CONCLUSION: I know some of you who may take my advice to see this will think I may have missed my mark on this review and not like it as much as I did. Others of you may in fact agree with me. However, after spending an entire day before writing up my comments about this film (which I rarely do), I do know that I could not forget huge whole sections of this film, with its snappy and intricate dialogue, provocative plot and beautiful vista and interior sceneries. But more important than that, what I will remember is I like this QT effort better than “Django Unchained” and what I had witnessed for those three hours yesterday was not so much a featured film, but rather a fabulously written entertaining “Six Act Theatric Play”, that was inventive, distinctive and filed with lots of gags, guns and swagger. Oh, did I forget lots of blood too. It happens after the intermission in blood splattering “Carrie” bucket loads.

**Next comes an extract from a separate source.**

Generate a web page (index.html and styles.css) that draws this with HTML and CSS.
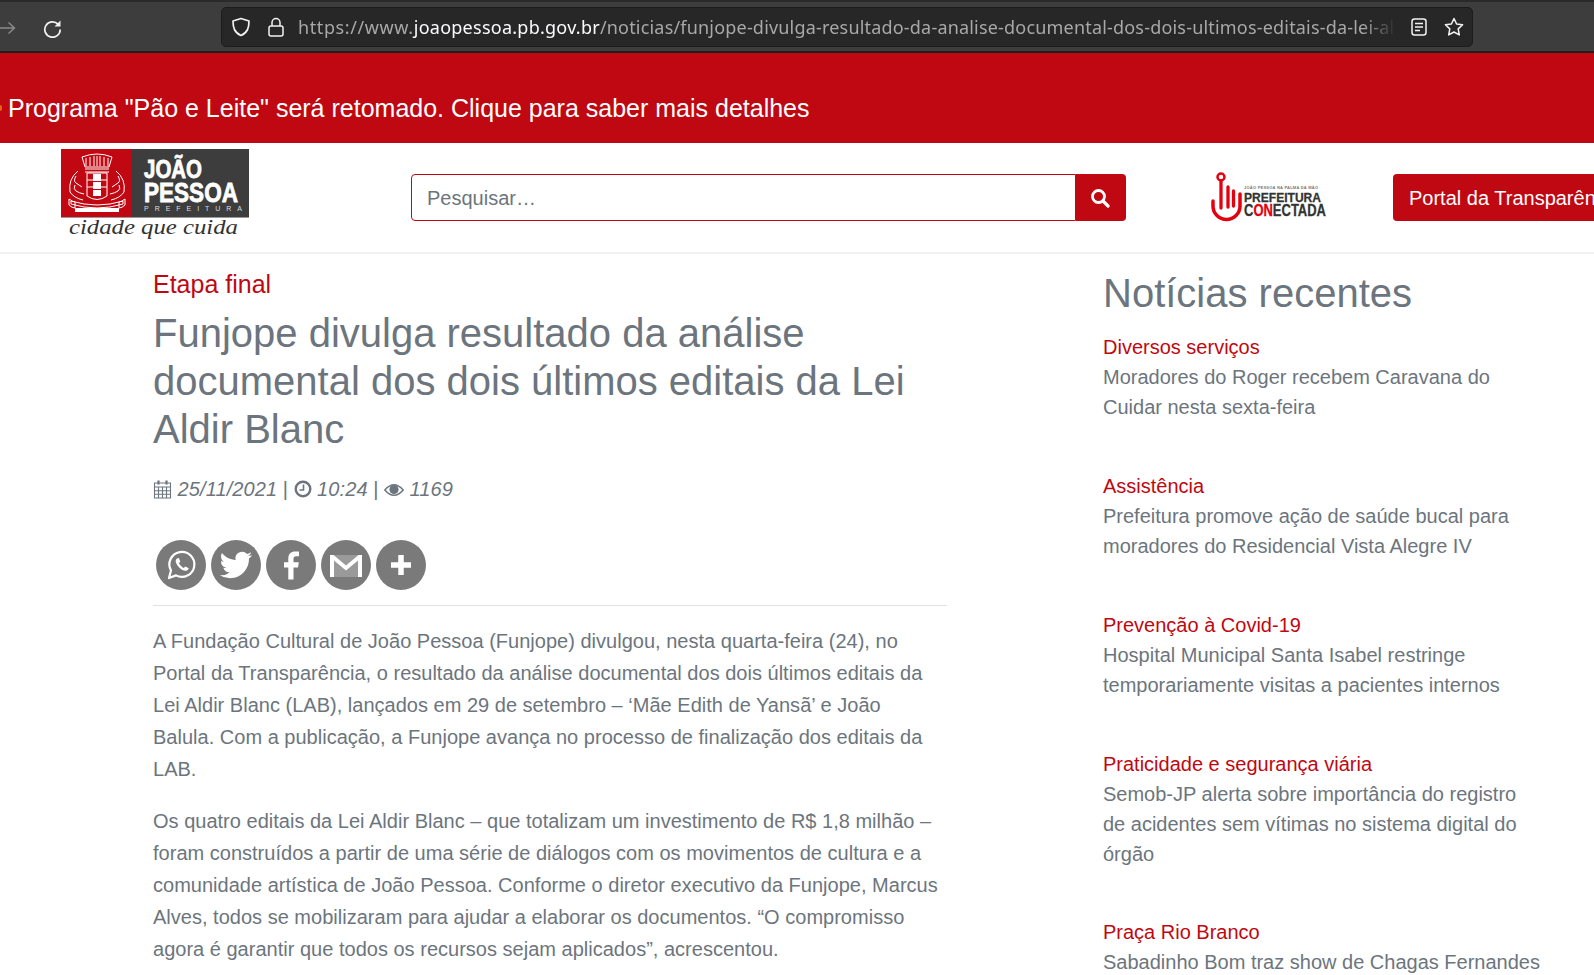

TH8 conjures up the genius of western fame director Sergio Leone and a noir pulp crime story of writer Elmore Leonard – it’s a big drama in a very small room. It thrills with darkness, humor and an abundance of smart aleck repartee and jousting wordplay. But more than anything it reaffirms QT as never being conventional. He is a risk taker not afraid of showcasing his quintessential story telling vison through an unpredictable and un-quintessential alternate universe life prism, along with a screenplay that is adroitly rich in dramatic verbal detail that is also funny with its intricate laced obscenities. Th8 simultaneously will shock you, as well as make you think in that same immediate moment.
Finally, I make a habit of leaving the theater almost immediately as soon as I see the first credits go up the screen. As I turned the corner yesterday to exit the room down the dark hall way to the exit, just over my left shoulder – just over my left ear, I heard the sound of applause....................Its not just me who liked it a lot.